The movie then shifts four years into the future. Sara has moved here with her sister, Judit (Olimpia Roch) and parents, Amparo (Maria Molins) and Antonio (Xavi Lite). It is the day of her sister's communion. Sara is joined in a pew at the church by her new best friend, Rebe. They have plans to go to a nightclub that night. The timing is important as neither of them have their licenses so they need someone to drive. During this communion ceremony, Remedios (Anna Alarcón) shows up looking for her daughter named Marisol (Sara Roch).
It takes convincing of her parents, but Sara goes out with Rebe. It is during their time at the club that we meet a drug dealer, Chivo (Carlos Oviedo). Sara takes a liking to his friend, Pedro (Marc Soler). Things don't go as planned as these two young women's way and they're stranded. They walk and try to hitchhike. Their luck changes when Chivo and Pedro pull up. Rebe doesn't want to ride with them, but Sara must get home. While they're driving, Sara sees a young girl walk across the road. They stop and search for her. We see that the other three know something that she doesn't. Sara does find the doll from the beginning.
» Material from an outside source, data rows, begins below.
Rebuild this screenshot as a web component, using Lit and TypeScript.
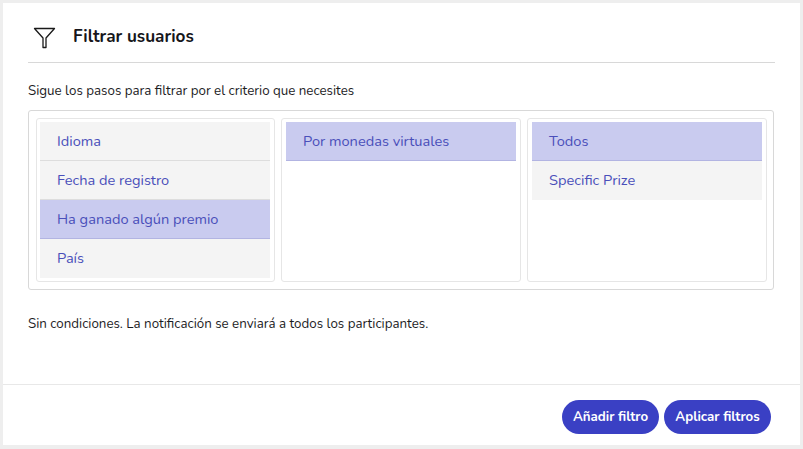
import { LitElement, html, css } from "lit";
import { customElement } from "lit/decorators.js";

const columns = [
  [["Idioma", false], ["Fecha de registro", false], ["Ha ganado algún premio", true], ["País", false]],
  [["Por monedas virtuales", true]],
  [["Todos", true], ["Specific Prize", false]],
] as [string, boolean][][];

@customElement("app-root")
export class AppRoot extends LitElement {
  static styles = css`
    :host {
      display: block;
      width: 803px;
      height: 449px;
      box-sizing: border-box;
      background: #eeeeee;
      padding: 3px 3px 4px 3px;
      font-family: "Nunito", "Lato", "Open Sans", sans-serif;
      color: #1d1d1f;
    }
    .card {
      background: #fff;
      height: 100%;
      display: flex;
      flex-direction: column;
    }
    .main {
      flex: 1;
      padding: 0 25px;
      display: flex;
      flex-direction: column;
    }
    .head {
      height: 60px;
      width: 747px;
      box-sizing: border-box;
      border-bottom: 1px solid #d8d8d8;
      display: flex;
      align-items: center;
      gap: 17px;
      padding-left: 5px;
      padding-top: 7px;
    }
    .head svg {
      display: block;
      margin-top: 2px;
    }
    h1 {
      margin: 0;
      font-size: 17.15px;
      font-weight: 700;
      color: #16161a;
    }
    .desc {
      margin: 20px 0 0;
      font-size: 13.33px;
      line-height: 16px;
    }
    .box {
      margin-top: 11px;
      width: 746px;
      height: 180px;
      box-sizing: border-box;
      border: 1px solid #d8d8d8;
      border-radius: 3px;
      padding: 7px;
      display: flex;
      gap: 6px;
    }
    .col {
      flex: none;
      width: 240px;
      box-sizing: border-box;
      border: 1px solid #e6e6e6;
      border-radius: 3px;
      padding: 3px 4px;
    }
    .col:first-child {
      width: 239px;
      padding-left: 3px;
    }
    .item {
      height: 39px;
      box-sizing: border-box;
      background: #f4f4f4;
      border-bottom: 1px solid #dddddd;
      color: #4a4fba;
      font-size: 14.6px;
      padding-left: 17px;
      display: flex;
      align-items: center;
    }
    .item:last-child { border-bottom-color: transparent; }
    .item.on {
      background: #c9cbef;
      border-bottom: 1px solid #b2b4e2;
    }
    .note {
      margin: 26px 0 0;
      font-size: 13.33px;
      line-height: 16px;
    }
    .foot {
      height: 61px;
      box-sizing: border-box;
      border-top: 1px solid #e8e8e8;
      display: flex;
      justify-content: flex-end;
      gap: 5px;
      padding: 15px 29px 0 0;
    }
    button {
      height: 34px;
      border: none;
      border-radius: 17px;
      background: #3a40c4;
      color: #fff;
      font: inherit;
      font-size: 13.3px;
      font-weight: 700;
      padding: 0;
      width: 97px;
    }
    button.wide { width: 107px; }
  `;

  render() {
    return html`<div class="card">
      <div class="main">
        <div class="head">
          <svg width="23" height="23" viewBox="0 0 23 23" fill="none" stroke="#1a1a1a" stroke-width="1.3">
            <path d="M1.5 2.5H21.5L13 12V21.5H10V12Z" stroke-linejoin="round" />
          </svg>
          <h1>Filtrar usuarios</h1>
        </div>
        <p class="desc">Sigue los pasos para filtrar por el criterio que necesites</p>
        <div class="box">
          ${columns.map(
            (c) => html`<div class="col">
              ${c.map(([t, on]) => html`<div class="item ${on ? "on" : ""}">${t}</div>`)}
            </div>`
          )}
        </div>
        <p class="note">Sin condiciones. La notificación se enviará a todos los participantes.</p>
      </div>
      <div class="foot">
        <button>Añadir filtro</button>
        <button class="wide">Aplicar filtros</button>
      </div>
    </div>`;
  }
}
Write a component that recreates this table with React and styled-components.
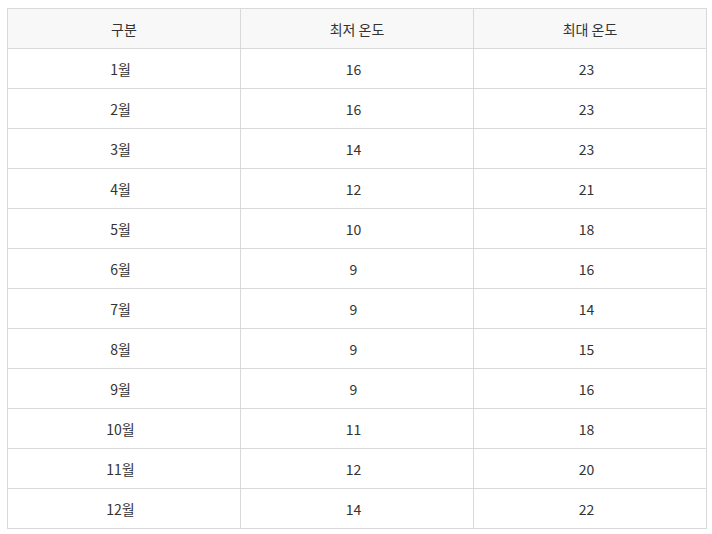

She tries to figure out who the doll belongs to, but no one will talk. She develops a rash like Sonia has in the beginning. The other three from that night do as well. They also start to see this little girl in a communion dress. Sara tries to figure out what she wants and who she is before it is too late.
That is where I'll leave my recap and introduction to the characters. Where I want to start is that I enjoy the basic premise here. I'm not sure why this is set in the past though. That doesn't factor much into what we see. My guess was to avoid cellphones and the internet. I'll give credit here to it not being in our face. There is that timeless feel there as well. I also enjoy that we are getting a haunting/ghost film that involves religion and this child who passed on.
I do have to shift to a negative here though. This borrows heavily from Ringu. The elements are changed, but how the story plays out is quite similar. Even to what happens at the climax. There is a reveal here at the end that I wasn't expecting. It didn't move the needle too much for me though unfortunately. The pacing also feels off to me. I wonder if having teens that we follow is the reason. They all aren't safe, which is good. I struggled to feel the stakes still. Sara gets grounded and nothing comes of it. Her parents are working as much as they are though, so I get it.
Now that I've fleshed that out, let me get back to positives. I do like the religious angle and take on the curse story. Personally, I think elements are overused today, especially with vilifying Christianity. I am an atheist, so if I'm saying then it should carry more weight. Regardless, I do think this should have leaned into the church and religion more. There is a subplot here with Padre Manuel (Manel Barceló) that gets introduced. That doesn't go anywhere. By not doing more of their own thing, this feels generic. For a good part of this, I wanted to watch Ringu or The Ring that manages this subject better.
I think next then I'll go to another encouraging aspect and that would be the acting. Campra was good as our lead. I like the fact that she is new to this town and she is pulled in different directions. Adults want her to stay away from Reba due to her reputation. I've been this age so that worked. Quiñones is good as her friend who I've said is rough around the edges. I like Soler as well as Oviedo. Olimpia Roch works as the younger sister here. She adds tension when she falls into peril which adds something. Other than that, Molins, Lite, Alarcón, Sara Roch and Victor Solé were all solid. The rest of the cast also rounded this out for what was needed.
All that is left then to go into is filmmaking. I thought that this was made well enough. The cinematography is good. It captures the dreariness of this town it is set in. That worked for me. They do rely on dream sequences a bit too much. There are times it fits, especially when it comes to haunting and with the resolution. I don't normally care for them so there is that. The effects are fine. It looks like they relied a bit too much on CGI which I'm not always a fan of. I've already said the pacing is off. Other than that, the soundtrack fit what was needed. I do like the nursery rhyme, but they don't use it enough.
In conclusion, I do think this that this does good things. Having this ghostly girl haunting these people who come in contact with her doll are good. The problem is that this feels too close to other movies that use this premise better. I’d say that the acting was good. There are creepy elements. I’d even say that this is well-made. The dreariness of this town and the nightmare sequences help with the atmosphere. This just came up short for me. It doesn’t do enough to set itself apart in my opinion. I’d still recommend it if what I’ve said piques your interest as it wasn’t a bad watch by any stretch.